# What is being asked
Set out every line bearing the string "this".
——
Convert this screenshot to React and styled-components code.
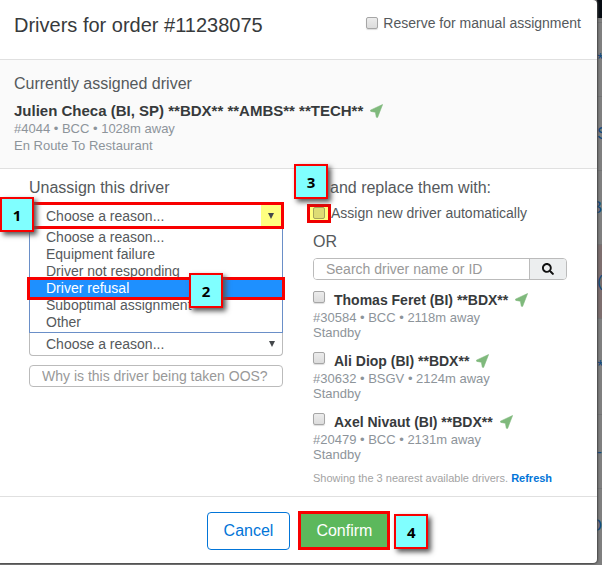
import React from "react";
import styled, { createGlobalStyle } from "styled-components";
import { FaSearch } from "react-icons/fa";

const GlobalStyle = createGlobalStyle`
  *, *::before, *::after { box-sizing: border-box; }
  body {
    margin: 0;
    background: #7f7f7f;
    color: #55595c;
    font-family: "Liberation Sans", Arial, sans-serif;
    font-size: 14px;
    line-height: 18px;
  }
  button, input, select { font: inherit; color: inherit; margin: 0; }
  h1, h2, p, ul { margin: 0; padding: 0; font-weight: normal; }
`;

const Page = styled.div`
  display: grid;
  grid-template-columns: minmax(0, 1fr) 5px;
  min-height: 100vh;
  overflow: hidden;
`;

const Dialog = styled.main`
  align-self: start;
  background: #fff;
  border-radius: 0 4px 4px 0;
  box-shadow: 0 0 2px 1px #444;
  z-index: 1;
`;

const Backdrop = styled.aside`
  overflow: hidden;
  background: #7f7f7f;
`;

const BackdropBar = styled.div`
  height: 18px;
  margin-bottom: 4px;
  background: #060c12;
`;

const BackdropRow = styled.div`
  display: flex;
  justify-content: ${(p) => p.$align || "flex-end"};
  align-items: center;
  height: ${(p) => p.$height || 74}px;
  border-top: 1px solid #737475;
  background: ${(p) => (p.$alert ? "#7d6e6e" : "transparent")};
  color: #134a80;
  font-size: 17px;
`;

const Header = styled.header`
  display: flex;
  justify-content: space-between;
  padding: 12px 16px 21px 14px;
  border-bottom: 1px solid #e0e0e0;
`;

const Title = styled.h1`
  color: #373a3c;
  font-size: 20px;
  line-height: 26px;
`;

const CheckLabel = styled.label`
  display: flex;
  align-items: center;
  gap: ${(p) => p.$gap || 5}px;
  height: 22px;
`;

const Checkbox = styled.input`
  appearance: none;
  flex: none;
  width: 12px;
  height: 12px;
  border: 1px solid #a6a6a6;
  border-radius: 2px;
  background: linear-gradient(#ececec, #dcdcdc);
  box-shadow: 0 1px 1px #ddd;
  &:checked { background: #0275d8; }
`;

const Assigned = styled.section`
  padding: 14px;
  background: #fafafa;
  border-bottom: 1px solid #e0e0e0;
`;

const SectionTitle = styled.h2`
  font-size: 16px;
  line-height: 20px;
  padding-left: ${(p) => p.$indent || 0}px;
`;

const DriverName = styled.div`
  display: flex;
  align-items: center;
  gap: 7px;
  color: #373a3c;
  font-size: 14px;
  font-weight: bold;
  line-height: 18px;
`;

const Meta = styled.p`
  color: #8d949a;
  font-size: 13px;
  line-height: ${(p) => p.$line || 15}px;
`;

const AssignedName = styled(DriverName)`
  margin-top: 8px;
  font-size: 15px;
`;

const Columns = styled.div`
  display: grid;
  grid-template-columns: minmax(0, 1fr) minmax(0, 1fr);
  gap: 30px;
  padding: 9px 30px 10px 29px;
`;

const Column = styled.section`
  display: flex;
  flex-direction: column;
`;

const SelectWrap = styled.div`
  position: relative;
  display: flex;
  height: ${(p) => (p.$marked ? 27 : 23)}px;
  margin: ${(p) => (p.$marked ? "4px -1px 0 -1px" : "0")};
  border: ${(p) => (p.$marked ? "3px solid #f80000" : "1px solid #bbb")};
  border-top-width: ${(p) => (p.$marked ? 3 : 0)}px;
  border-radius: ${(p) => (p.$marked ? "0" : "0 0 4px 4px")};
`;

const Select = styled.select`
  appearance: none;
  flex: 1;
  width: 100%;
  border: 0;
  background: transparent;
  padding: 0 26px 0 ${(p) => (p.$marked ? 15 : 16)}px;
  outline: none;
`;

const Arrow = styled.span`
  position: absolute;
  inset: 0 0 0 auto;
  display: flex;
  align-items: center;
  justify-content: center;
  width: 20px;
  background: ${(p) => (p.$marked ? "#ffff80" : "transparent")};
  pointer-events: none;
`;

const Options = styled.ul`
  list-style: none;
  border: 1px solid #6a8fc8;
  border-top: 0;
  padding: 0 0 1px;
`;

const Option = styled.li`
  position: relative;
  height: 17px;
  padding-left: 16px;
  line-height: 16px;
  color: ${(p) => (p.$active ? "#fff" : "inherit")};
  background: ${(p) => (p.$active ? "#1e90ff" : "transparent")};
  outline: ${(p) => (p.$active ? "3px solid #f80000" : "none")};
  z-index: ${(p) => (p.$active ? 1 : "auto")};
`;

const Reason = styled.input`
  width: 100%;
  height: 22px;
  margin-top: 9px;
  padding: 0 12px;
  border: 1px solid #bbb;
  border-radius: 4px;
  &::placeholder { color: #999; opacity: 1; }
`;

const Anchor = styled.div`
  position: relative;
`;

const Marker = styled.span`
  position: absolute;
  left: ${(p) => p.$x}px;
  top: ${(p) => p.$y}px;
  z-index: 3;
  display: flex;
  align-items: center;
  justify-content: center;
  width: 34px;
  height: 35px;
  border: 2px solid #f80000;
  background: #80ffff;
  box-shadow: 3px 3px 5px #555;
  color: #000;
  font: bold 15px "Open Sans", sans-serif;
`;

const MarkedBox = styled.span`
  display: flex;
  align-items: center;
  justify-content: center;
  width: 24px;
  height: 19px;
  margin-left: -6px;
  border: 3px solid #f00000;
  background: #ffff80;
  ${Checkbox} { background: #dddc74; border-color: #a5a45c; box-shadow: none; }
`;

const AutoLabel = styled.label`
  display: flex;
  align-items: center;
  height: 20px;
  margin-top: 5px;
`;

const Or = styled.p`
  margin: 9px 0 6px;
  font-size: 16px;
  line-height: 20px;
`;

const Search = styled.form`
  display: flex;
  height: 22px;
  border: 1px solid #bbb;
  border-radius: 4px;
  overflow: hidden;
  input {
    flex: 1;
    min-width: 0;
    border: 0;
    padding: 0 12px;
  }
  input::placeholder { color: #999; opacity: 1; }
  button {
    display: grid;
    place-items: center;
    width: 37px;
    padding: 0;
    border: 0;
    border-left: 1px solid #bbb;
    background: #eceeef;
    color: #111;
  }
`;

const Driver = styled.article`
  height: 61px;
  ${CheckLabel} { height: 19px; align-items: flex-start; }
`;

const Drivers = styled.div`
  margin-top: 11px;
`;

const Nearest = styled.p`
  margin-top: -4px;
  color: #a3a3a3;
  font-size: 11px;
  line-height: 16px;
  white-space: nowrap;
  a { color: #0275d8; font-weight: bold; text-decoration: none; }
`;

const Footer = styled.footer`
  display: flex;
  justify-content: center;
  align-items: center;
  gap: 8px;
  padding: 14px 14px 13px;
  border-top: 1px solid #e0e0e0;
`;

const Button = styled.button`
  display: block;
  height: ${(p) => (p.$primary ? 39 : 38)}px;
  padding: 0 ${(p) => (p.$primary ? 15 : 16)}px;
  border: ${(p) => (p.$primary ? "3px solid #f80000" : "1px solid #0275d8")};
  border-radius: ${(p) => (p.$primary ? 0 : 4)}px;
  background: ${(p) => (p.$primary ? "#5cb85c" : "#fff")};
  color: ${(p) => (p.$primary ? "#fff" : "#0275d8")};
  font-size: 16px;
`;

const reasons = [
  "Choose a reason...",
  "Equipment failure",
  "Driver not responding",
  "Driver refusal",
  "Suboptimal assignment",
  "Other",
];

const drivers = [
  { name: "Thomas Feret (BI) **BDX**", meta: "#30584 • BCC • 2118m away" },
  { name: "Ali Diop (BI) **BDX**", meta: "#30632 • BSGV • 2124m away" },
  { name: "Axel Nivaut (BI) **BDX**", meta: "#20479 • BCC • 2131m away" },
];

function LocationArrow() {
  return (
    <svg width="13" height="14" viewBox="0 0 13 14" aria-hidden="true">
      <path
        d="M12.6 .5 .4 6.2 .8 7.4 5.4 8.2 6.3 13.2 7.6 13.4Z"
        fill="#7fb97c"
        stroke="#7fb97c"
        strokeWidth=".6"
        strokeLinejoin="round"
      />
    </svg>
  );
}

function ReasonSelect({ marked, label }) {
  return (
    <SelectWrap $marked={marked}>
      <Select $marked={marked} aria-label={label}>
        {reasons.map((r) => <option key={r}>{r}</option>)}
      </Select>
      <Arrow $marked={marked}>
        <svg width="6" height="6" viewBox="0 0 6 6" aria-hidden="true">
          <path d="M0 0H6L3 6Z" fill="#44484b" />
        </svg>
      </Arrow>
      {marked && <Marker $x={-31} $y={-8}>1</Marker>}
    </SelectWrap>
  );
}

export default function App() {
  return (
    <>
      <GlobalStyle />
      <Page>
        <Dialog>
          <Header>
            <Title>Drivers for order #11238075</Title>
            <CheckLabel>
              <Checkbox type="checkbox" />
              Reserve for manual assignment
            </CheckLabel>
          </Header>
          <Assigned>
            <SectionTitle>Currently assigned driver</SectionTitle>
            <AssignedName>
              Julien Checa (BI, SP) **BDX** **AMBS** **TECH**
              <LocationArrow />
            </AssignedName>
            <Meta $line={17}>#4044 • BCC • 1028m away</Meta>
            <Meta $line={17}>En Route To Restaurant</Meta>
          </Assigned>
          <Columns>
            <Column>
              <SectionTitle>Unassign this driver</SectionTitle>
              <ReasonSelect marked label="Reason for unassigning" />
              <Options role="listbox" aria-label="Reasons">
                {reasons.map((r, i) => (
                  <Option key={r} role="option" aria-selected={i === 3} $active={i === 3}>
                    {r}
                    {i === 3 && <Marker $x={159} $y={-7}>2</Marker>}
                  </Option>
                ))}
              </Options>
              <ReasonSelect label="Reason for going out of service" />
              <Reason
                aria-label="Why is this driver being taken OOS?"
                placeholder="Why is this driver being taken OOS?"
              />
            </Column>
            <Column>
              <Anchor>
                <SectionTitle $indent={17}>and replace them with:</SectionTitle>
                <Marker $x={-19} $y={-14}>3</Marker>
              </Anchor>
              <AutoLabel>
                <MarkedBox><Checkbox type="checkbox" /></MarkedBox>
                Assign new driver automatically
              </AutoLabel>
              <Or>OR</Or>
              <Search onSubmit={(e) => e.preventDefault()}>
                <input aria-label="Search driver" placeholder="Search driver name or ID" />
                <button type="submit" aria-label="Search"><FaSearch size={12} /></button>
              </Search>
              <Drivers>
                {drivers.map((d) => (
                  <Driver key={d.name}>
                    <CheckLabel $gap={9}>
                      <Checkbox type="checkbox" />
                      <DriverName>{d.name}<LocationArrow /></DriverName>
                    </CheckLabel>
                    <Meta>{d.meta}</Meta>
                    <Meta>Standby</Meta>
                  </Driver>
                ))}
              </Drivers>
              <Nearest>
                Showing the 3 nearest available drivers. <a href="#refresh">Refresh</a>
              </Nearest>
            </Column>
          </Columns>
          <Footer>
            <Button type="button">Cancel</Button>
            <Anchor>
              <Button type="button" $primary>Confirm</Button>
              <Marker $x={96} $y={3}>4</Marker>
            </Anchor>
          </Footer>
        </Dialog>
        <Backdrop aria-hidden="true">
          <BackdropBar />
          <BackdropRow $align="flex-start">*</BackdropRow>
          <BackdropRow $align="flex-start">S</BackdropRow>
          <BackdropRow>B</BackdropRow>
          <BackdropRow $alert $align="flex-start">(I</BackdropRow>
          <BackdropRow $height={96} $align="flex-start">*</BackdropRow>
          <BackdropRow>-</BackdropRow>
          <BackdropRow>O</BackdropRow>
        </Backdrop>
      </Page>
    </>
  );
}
——
# Expected output
Convert this screenshot to React and styled-components code.
              <SectionTitle>Unassign this driver</SectionTitle>
                aria-label="Why is this driver being taken OOS?"
                placeholder="Why is this driver being taken OOS?"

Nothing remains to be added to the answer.